The proposed constitutional amendment would:
- Ban public institutions from using affirmative action programs that give preferential treatment to groups or individuals based on their race, gender, color, ethnicity or national origin for public employment, education or contracting purposes. Public institutions affected by the proposal include state government, local government, public colleges and universities, community colleges and school districts.
- Prohibit public institutions from discriminating against groups or individuals due to their gender, ethnicity, race, color or national origin. (A separate provision of the state constitution already prohibits discrimination on the basis of race, color, or national origin.)
Should this proposal be adopted? Yes or No
- THE MISSOURI CIVIL RIGHTS INITIATIVE
Be it resolved by the people of the State of Missouri that the Constitution be amended:
One new section is adopted to be known as section 34 of Article I, to read as follows:
Section 34.
- The state shall not discriminate against, or grant preferential treatment to, any individual or group on the basis of race, sex, color, ethnicity, or national origin in the operation of public employment, public education, or public contracting.
- This section shall apply only to action taken after the section's effective date.
- Nothing in this section shall be interpreted as prohibiting bona fide qualifications based on sex that are reasonably necessary to the normal operation of public employment, public education, or public contracting.
- Nothing in this section shall be interpreted as invalidating any court order or consent decree that is in force as of the effective date of this section.
- Nothing in this section shall be interpreted as prohibiting action that must be taken to establish or maintain eligibility for any federal program, where ineligibility would result in a loss of federal funds to the state.
- For the purposes of this section, "state" shall include, but not be necessarily limited to, the state itself and any of its departments, agencies, commissions, boards, and other units; any political subdivision and any department, agency, commission, board, or other unit of a political subdivision; any public institution of higher education, junior college district, and school district; any municipal corporation; and any public corporation, public entity, or other instrumentality of the state or a political subdivision, irrespective of the capacity in which the state or any such instrumentality or entity of the state shall be acting .
- The remedies available for violations of this section shall be the same, regardless of the injured party's race, sex, color, ethnicity, or national origin, as are otherwise available for violations of then-existing Missouri antidiscrimination law.

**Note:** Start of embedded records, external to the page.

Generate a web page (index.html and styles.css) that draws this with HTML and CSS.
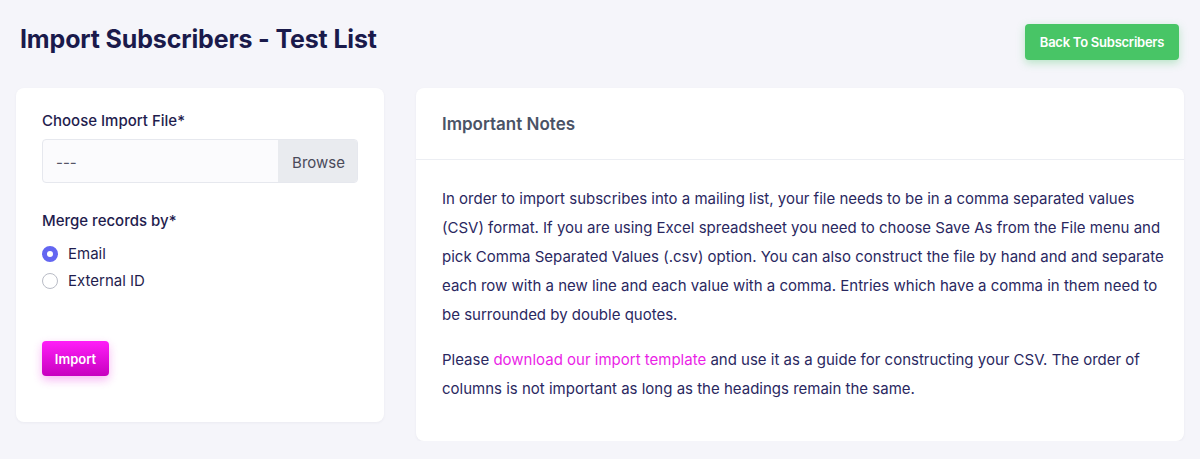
FILE: index.html
```html
<!DOCTYPE html>
<html>
<head>
<meta charset="utf-8">
<link rel="stylesheet" href="styles.css">
</head>
<body>
<div class="page">
  <header class="page-header">
    <h1 class="title">Import Subscribers - Test List</h1>
    <a class="btn btn-green" href="#">Back To Subscribers</a>
  </header>
  <div class="layout">
    <section class="card form-card">
      <label class="field-label">Choose Import File*</label>
      <div class="file-input">
        <span class="file-name">---</span>
        <span class="file-browse">Browse</span>
      </div>
      <div class="field-label merge-label">Merge records by*</div>
      <div class="radio-row">
        <span class="radio checked"></span>
        <span class="radio-text">Email</span>
      </div>
      <div class="radio-row">
        <span class="radio"></span>
        <span class="radio-text">External ID</span>
      </div>
      <a class="btn btn-pink" href="#">Import</a>
    </section>
    <section class="card notes-card">
      <div class="notes-header">Important Notes</div>
      <div class="notes-body">
        <p>In order to import subscribes into a mailing list, your file needs to be in a comma separated values<br>(CSV) format. If you are using Excel spreadsheet you need to choose Save As from the File menu and<br>pick Comma Separated Values (.csv) option. You can also construct the file by hand and and separate<br>each row with a new line and each value with a comma. Entries which have a comma in them need to<br>be surrounded by double quotes.</p>
        <p>Please <a class="link" href="#">download our import template</a> and use it as a guide for constructing your CSV. The order of<br>columns is not important as long as the headings remain the same.</p>
      </div>
    </section>
  </div>
</div>
</body>
</html>
```

FILE: styles.css
```css
* { box-sizing: border-box; }
html, body {
  margin: 0;
  padding: 0;
  background: #f5f5fa;
  font-family: "Inter", "Liberation Sans", sans-serif;
  color: #1e1c4e;
}
.page {
  padding: 0 16px;
}
.page-header {
  display: flex;
  justify-content: space-between;
  align-items: flex-start;
  padding: 24px 5px 0 4px;
  height: 88px;
}
.title {
  margin: 0;
  font-size: 25px;
  font-weight: 700;
  line-height: 30px;
  color: #1a1a4b;
  letter-spacing: -0.15px;
}
.btn {
  display: inline-flex;
  align-items: center;
  justify-content: center;
  text-decoration: none;
  color: #fff;
  font-size: 13px;
  font-weight: 600;
  border-radius: 4px;
}
.btn-green {
  height: 36px;
  width: 154px;
  background: #48c566;
  letter-spacing: -0.25px;
  box-shadow: 0 3px 8px rgba(72, 197, 102, 0.35);
}
.layout {
  display: grid;
  grid-template-columns: 368px 1fr;
  gap: 32px;
  align-items: start;
}
.card {
  background: #fff;
  border-radius: 8px;
  box-shadow: 0 1px 3px rgba(30, 30, 80, 0.05);
}
.form-card {
  padding: 22px 26px 46px;
  display: flex;
  flex-direction: column;
  align-items: flex-start;
  height: 334px;
}
.field-label {
  font-size: 15px;
  line-height: 22px;
  color: #1f1d4e;
  font-weight: 450;
}
.file-input {
  margin-top: 7px;
  width: 316px;
  height: 44px;
  display: flex;
  border: 1px solid #e6e8ee;
  border-radius: 4px;
  overflow: hidden;
  background: #fbfbfd;
}
.file-name {
  flex: 1;
  display: flex;
  align-items: center;
  padding: 2px 0 0 13px;
  font-size: 15px;
  color: #555566;
}
.file-browse {
  width: 79px;
  display: flex;
  align-items: center;
  justify-content: center;
  padding-top: 2px;
  padding-left: 2px;
  background: #e9ebef;
  font-size: 15px;
  color: #4a4a5a;
}
.merge-label {
  margin-top: 27px;
  margin-bottom: 8px;
}
.radio-row {
  display: flex;
  align-items: center;
  height: 27px;
  gap: 10px;
}
.radio {
  width: 16px;
  height: 16px;
  border-radius: 50%;
  border: 1px solid #b9bcc6;
  background: #fff;
}
.radio.checked {
  border: 5px solid #6366f1;
}
.radio-text {
  font-size: 15px;
  color: #1f1d4e;
}
.btn-pink {
  margin-top: 47px;
  width: 67px;
  height: 35px;
  background: linear-gradient(180deg, #ff1ff8 0%, #c700bf 100%);
  box-shadow: 0 4px 10px rgba(230, 20, 220, 0.3);
}
.notes-header {
  height: 72px;
  display: flex;
  align-items: center;
  padding: 0 26px;
  border-bottom: 1px solid #eceef3;
  font-size: 17px;
  font-weight: 600;
  color: #4a5366;
}
.notes-body {
  padding: 24px 4px 22px 26px;
}
.notes-body p {
  margin: 0 0 16px;
  font-size: 15px;
  line-height: 29px;
  color: #2a285f;
  white-space: nowrap;
}
.link {
  color: #ea1fe6;
  text-decoration: none;
}
```
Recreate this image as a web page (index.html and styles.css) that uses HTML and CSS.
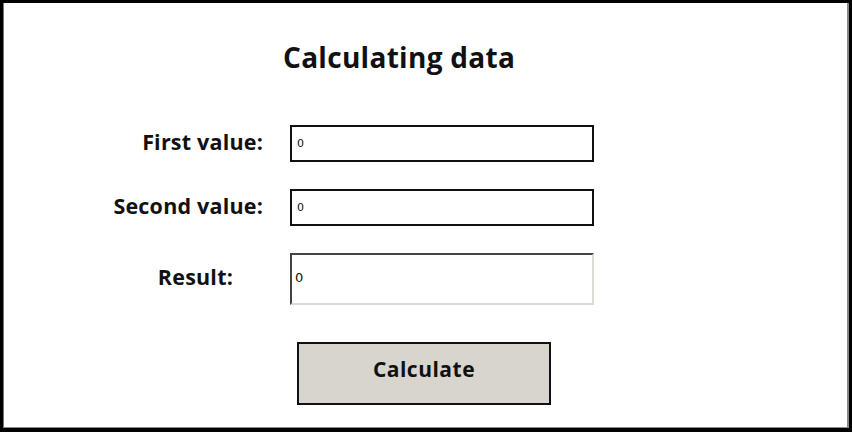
FILE: index.html
```html
<!DOCTYPE html>
<html>
<head>
<meta charset="utf-8">
<link rel="stylesheet" href="styles.css">
</head>
<body>
<div class="frame">
  <h1 class="title">Calculating data</h1>
  <div class="form">
    <label class="label">First value:</label>
    <div class="field">0</div>
    <label class="label">Second value:</label>
    <div class="field">0</div>
    <label class="label label-result">Result:</label>
    <div class="field field-result">0</div>
  </div>
  <div class="actions">
    <button class="btn">Calculate</button>
  </div>
</div>
</body>
</html>
```
FILE: styles.css
```css
html, body {
  margin: 0;
  padding: 0;
  background: #000;
}
.frame {
  box-sizing: border-box;
  width: 852px;
  height: 432px;
  background: #fff;
  border: 3px solid #000;
  border-right-width: 3px;
  border-bottom-width: 4px;
  box-shadow: inset 1px 0 0 #777, inset -2px -1px 0 #888;
  font-family: "Open Sans", Lato, sans-serif;
  color: #111;
}
.title {
  margin: 37px 0 0 0;
  padding-left: 280px;
  font-size: 28px;
  font-weight: 700;
  line-height: 34px;
  letter-spacing: 0.3px;
}
.form {
  display: grid;
  grid-template-columns: 260px 304px;
  column-gap: 27px;
  row-gap: 27px;
  margin-top: 51px;
  align-items: center;
}
.label {
  text-align: right;
  font-size: 21.5px;
  font-weight: 700;
  letter-spacing: 0.2px;
  line-height: 26px;
  padding-bottom: 4px;
}
.label-result {
  padding-right: 30px;
}
.field {
  box-sizing: border-box;
  height: 37px;
  border: 2px solid #111;
  font-family: "DejaVu Sans", sans-serif;
  font-size: 11px;
  line-height: 33px;
  padding-left: 5px;
}
.field-result {
  height: 52px;
  border-top: 2px solid #444;
  border-left: 2px solid #444;
  border-right: 2px solid #ddd9d3;
  border-bottom: 2px solid #ddd9d3;
  line-height: 46px;
  font-size: 13px;
  padding-left: 3px;
}
.actions {
  margin-top: 37px;
  padding-left: 294px;
}
.btn {
  box-sizing: border-box;
  width: 254px;
  height: 63px;
  background: #d8d4ce;
  border: 2px solid #111;
  font-family: "Open Sans", Lato, sans-serif;
  font-size: 21px;
  font-weight: 700;
  letter-spacing: 0.5px;
  color: #111;
  padding: 0 0 10px 0;
}
```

- This section shall be self-executing. If any part or parts of this section are found to be in conflict with federal law or the United State Constitution, the section shall be implemented to the maximum extent that federal law and the United States Constitution permit. Any provision held invalid shall be severable from the remaining portions of this section.
- The BFOQ exception applies only to gender based discrimination and only in an employment context. The notion that gender may be a legitimate consideration outside the employment context is rejected in this proposal. Consequently, a program directed a women’s health would arguably involve a prohibited “preference based on sex.”
- Parents Involved in Community Schools v. Seattle School District and Meredith v. Jefferson County Board of Education
- The failure to define the preferential treatment that is prohibited causes the most significant legal questions. Proponents of the amendment assert that nothing in the proposal would prevent a university from, for example, aggressively recruiting minority students for the purpose of increasing the diversity of a student body. There is a good argument however, that under such a program minority potential students receive a preference based on race in that they are more aggressively recruited than non-minority potential students.